You see countless headlines about AI these days, littered with references to “deep learning”, “neural networks”, “bots”, “Q&A systems”, “virtual assistant”, and all manner of other proxy terms. What’s missing from this entire discussion is a way to gauge what each system is really capable of.

In the spirit of the Kardashev Scale, I’ve put together my own ranking system for AIs, which we’ll be using at Machine Colony.

(Note: I’ll try to provide as much background and example information as I can without this post reading like a cog-sci textbook. For those savvy in AI these examples will no doubt seem pedestrian, however I do try to illustrate concepts as much as possible, in a perhaps ill-fated effort to refrain from being too esoteric.)

Introducing the Octet System

I’m not much for fancy names, but in this case it was fitting: list the qualitative capabilities of an information system, and break it down into eight distinct ranks, or “classes”. They are as follows:

Class Null

The zeroth class is something which does not qualify as an intelligent system whatsoever. While this can cover any manner of programs – be they in software or manifested in processes emerging from hardware – I choose to focus on software for this example.
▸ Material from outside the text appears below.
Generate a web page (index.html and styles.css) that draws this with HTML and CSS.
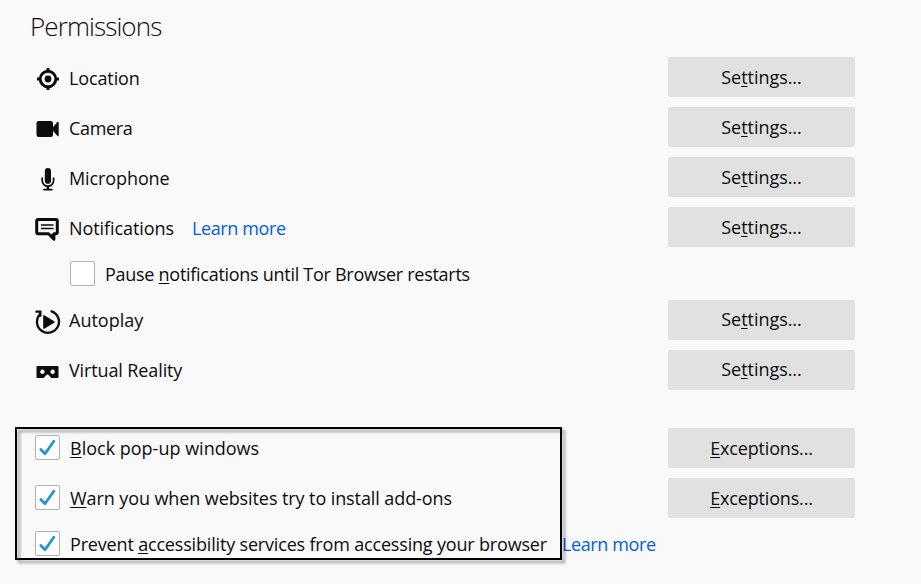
FILE: index.html
```html
<!DOCTYPE html>
<html lang="en">
<head>
<meta charset="utf-8">
<title>Permissions</title>
<link rel="stylesheet" href="styles.css">
</head>
<body>
<main class="permissions">
  <h1 class="title">Permissions</h1>

  <div class="row">
    <svg class="icon" viewBox="0 0 26 26"><g fill="none" stroke="#0c0c0d"><circle cx="13" cy="13" r="7.8" stroke-width="2.9"/><path d="M13 2v4M13 20v4M2 13h4M20 13h4" stroke-width="3"/></g><circle cx="13" cy="13" r="3.4"/></svg>
    <span class="label w-location">Location</span>
    <button class="button">Se<u>t</u>tings...</button>
  </div>
  <div class="row">
    <svg class="icon" viewBox="0 0 26 26"><rect x="1.5" y="5" width="16.5" height="16" rx="2.2"/><path d="M17 12.2 22.3 6.2Q23.7 5 23.7 7v12q0 2-1.4.8L17 13.8z"/></svg>
    <span class="label w-camera">Camera</span>
    <button class="button">Se<u>t</u>tings...</button>
  </div>
  <div class="row">
    <svg class="icon" viewBox="0 0 26 26"><rect x="9.8" y="2" width="6.2" height="15.8" rx="3.1"/><g fill="none" stroke="#0c0c0d" stroke-width="1.7"><path d="M7.2 11.5v3a5.7 5.7 0 0 0 11.4 0v-3M8.3 23.6h9.2"/><path d="M12.9 20v3" stroke-width="2.4"/></g></svg>
    <span class="label w-microphone">Microphone</span>
    <button class="button">Se<u>t</u>tings...</button>
  </div>
  <div class="row">
    <svg class="icon" viewBox="0 0 26 26"><path d="M4 3.4h17.4q1.6 0 1.6 1.6v11q0 1.8-1.6 1.8h-1.8v5.4l-5.3-5.4H4q-1.6 0-1.6-1.8V5Q2.4 3.4 4 3.4z" transform="translate(-.7)" fill="none" stroke="#0c0c0d" stroke-width="3" stroke-linejoin="round"/><path d="M16 18h3.5v6.2z"/><path d="M6.5 9h11.5M6.5 12.5h11.5" stroke="#0c0c0d" stroke-width="1.5" stroke-linecap="round"/></svg>
    <span class="label w-notifications">Notifications</span>
    <a class="link">Learn more</a>
    <button class="button">Se<u>t</u>tings...</button>
  </div>
  <div class="row row-slim row-indent row-raised">
    <span class="checkbox"></span>
    <span class="label w-pause">Pause <u>n</u>otifications until Tor Browser restarts</span>
  </div>
  <div class="row row-raised">
    <svg class="icon" viewBox="0 0 26 26"><g fill="none" stroke="#0c0c0d" stroke-width="2.3"><path d="M16.6 2.4A11 11 0 1 1 5 5.2" stroke-linecap="round"/><path d="M.5 2.6h4.8v5.2"/></g><path d="M8.2 7.2q0-1.7 1.5-.8l9.5 5.8q1.4.8 0 1.6l-9.5 5.8q-1.5.9-1.5-.8z"/></svg>
    <span class="label w-autoplay">Autoplay</span>
    <button class="button">Se<u>t</u>tings...</button>
  </div>
  <div class="row row-raised">
    <svg class="icon" viewBox="0 0 26 26"><path fill-rule="evenodd" d="M2.5 7h20q1 0 1 1v10q0 1-1 1h-6.4l-2.2-2.8q-1.4-1.6-2.8 0L8.9 19H2.5q-1 0-1-1V8q0-1 1-1zM7.4 10.6a2.2 2.2 0 1 0 .01 0zM17.6 10.6a2.2 2.2 0 1 0 .01 0z"/></svg>
    <span class="label w-vr">Virtual Reality</span>
    <button class="button">Se<u>t</u>tings...</button>
  </div>

  <section class="options">
    <div class="row row-option">
      <span class="checkbox"><svg viewBox="0 0 25 25"><path d="M5.8 14.5 10 18.8 18.8 6.2"/></svg></span>
      <span class="label w-block"><u>B</u>lock pop-up windows</span>
      <button class="button w-exceptions"><u>E</u>xceptions...</button>
    </div>
    <div class="row row-option">
      <span class="checkbox"><svg viewBox="0 0 25 25"><path d="M5.8 14.5 10 18.8 18.8 6.2"/></svg></span>
      <span class="label w-warn"><u>W</u>arn you when websites try to install add-ons</span>
      <button class="button w-exceptions"><u>E</u>xceptions...</button>
    </div>
    <div class="row row-slim row-option">
      <span class="checkbox"><svg viewBox="0 0 25 25"><path d="M5.8 14.5 10 18.8 18.8 6.2"/></svg></span>
      <span class="label w-prevent">Prevent <u>a</u>ccessibility services from accessing your browser</span>
      <a class="link link-last">Learn more</a>
    </div>
    <div class="highlight"></div>
  </section>
</main>
</body>
</html>
```
FILE: styles.css
```css
* { box-sizing: border-box; }

body {
  margin: 0;
  height: 584px;
  overflow: hidden;
  background: #f9f9fa;
  color: #0c0c0d;
  font: 18px/26px "Open Sans", "Noto Sans", sans-serif;
}

.permissions {
  width: 855px;
  padding: 7px 0 0 30px;
}

.title {
  margin: 0 0 12px;
  font-size: 26px;
  line-height: 38px;
  font-weight: 300;
  letter-spacing: -0.9px;
}

.row {
  display: flex;
  align-items: center;
  height: 40px;
  margin-bottom: 10px;
  padding-left: 4px;
  white-space: nowrap;
}

.row-slim { height: 33px; }
.row-indent { padding-left: 40px; }
.row-option { padding-left: 5px; }

.icon {
  flex: none;
  width: 26px;
  height: 26px;
  margin: 4px 8px 0 1px;
  fill: #0c0c0d;
}

.label { padding-top: 2px; }
.row-raised .label,
.row-option .label { padding-top: 0; }

.w-location { letter-spacing: -0.12px; }
.w-camera { letter-spacing: -0.35px; }
.w-microphone { letter-spacing: -0.1px; }
.w-notifications { letter-spacing: -0.08px; }
.w-pause { letter-spacing: -0.28px; }
.w-vr { letter-spacing: -0.12px; }
.w-warn { letter-spacing: -0.09px; }
.w-prevent { letter-spacing: -0.175px; }

.link {
  margin-left: 18px;
  padding-top: 2px;
  color: #0060df;
  letter-spacing: -0.38px;
}
.link-last { margin-left: 15px; }
.row-slim .label,
.row-slim .link { padding-top: 0; }
.row-option.row-slim .label,
.row-option.row-slim .link { padding-bottom: 1px; }

u {
  text-decoration-thickness: 1px;
  text-underline-offset: 2px;
  text-decoration-skip-ink: none;
}

.button {
  width: 187px;
  height: 40px;
  margin-left: auto;
  padding: 0;
  border: 0;
  border-radius: 2px;
  background: #e1e1e1;
  color: inherit;
  font: inherit;
  letter-spacing: -0.05px;
}
.row-raised .button { padding-bottom: 2px; }
.button.w-exceptions { letter-spacing: -0.17px; }

.checkbox {
  flex: none;
  width: 25px;
  height: 25px;
  margin-right: 10px;
  border: 1px solid #b1b1b1;
  border-radius: 2px;
  background: #fff;
}
.row-option .checkbox { margin-bottom: 2px; }
.checkbox svg {
  display: block;
  width: 25px;
  height: 25px;
  margin: -1px;
  fill: none;
  stroke: #2292d0;
  stroke-width: 2.7;
  stroke-linecap: round;
  stroke-linejoin: round;
}

.options {
  position: relative;
  margin-top: 38px;
}

.highlight {
  position: absolute;
  top: -1px;
  left: -15px;
  width: 547px;
  height: 133px;
  border: 2px solid #000;
  filter: drop-shadow(3px 3px 1.5px rgba(0, 0, 0, 0.4));
}
```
Programs that fall into class null have the following characteristics:

  • They are only able to follow explicit, predetermined / deterministic logic.
  • They follow simple rules – “if this then that” – with no capacity to ever learn anything.
  • They have no capacity to make nuanced decisions, i.e. based on probability and/or data.
  • They have no internal model of the world (this is related to learning).
  • They do not have their own agency.

This is by far the broadest class, as it covers the vast majority of our software systems today. Most of the world’s software is programmed for a specific task and does not really need to be a learning, decision-making system.

Class I

Programs of this class have the following characteristics that are different from Class Null:

  • They have the ability to make rudimentary decisions based on data, based on some trained model.
  • They have the ability to learn from the outcomes of their decisions, and thus to update their core model.
  • As such, their behavior may vary over time, as the data changes and their model changes.
  • They are trained for a small number of narrow tasks, and do not have the capability to go outside those tasks.

This covers things like fraud detection agents, decent spam detection, basic crawling bots (assuming they’re at least using decision trees or something similar). The decision could be a classification action – marking something as spam, for instance – or it could be deciding how well a website ranks in the universe of websites.

Class II

Classes I and II are the most similar on this scale, because the distinction is subtle: a Class II program has all of the capabilities of a Class I, but may have more than one core model and more than one domain of action. For instance, the new Google Translate app has natural language and vision capabilities, with different models for each. These models are linked and ‘cooperate’ to translate the words in the field of view of your smartphone’s camera.

Class Is, by contrast, only have one area that they’re focused on, and make decisions only based on the model relevant to that domain.

Class III

Programs of Class III have a two main distinctions from Class IIs:

  • They have a basic memory mechanism, and the ability to learn from their history in those memories. This is more advanced than simply referring to data; these programs are actually building up heuristics from their own behavioral patterns.
  • They persist some form of internal model of the world. This assists in creation of memories and new heuristics in their repertoire.

Class IV

This class starts to loosely resemble the intelligence level of insects. Class IVs not only have some kind of internal model of the world, but they gain an ability that was essential to the evolution of all complex life on earth: collaboration.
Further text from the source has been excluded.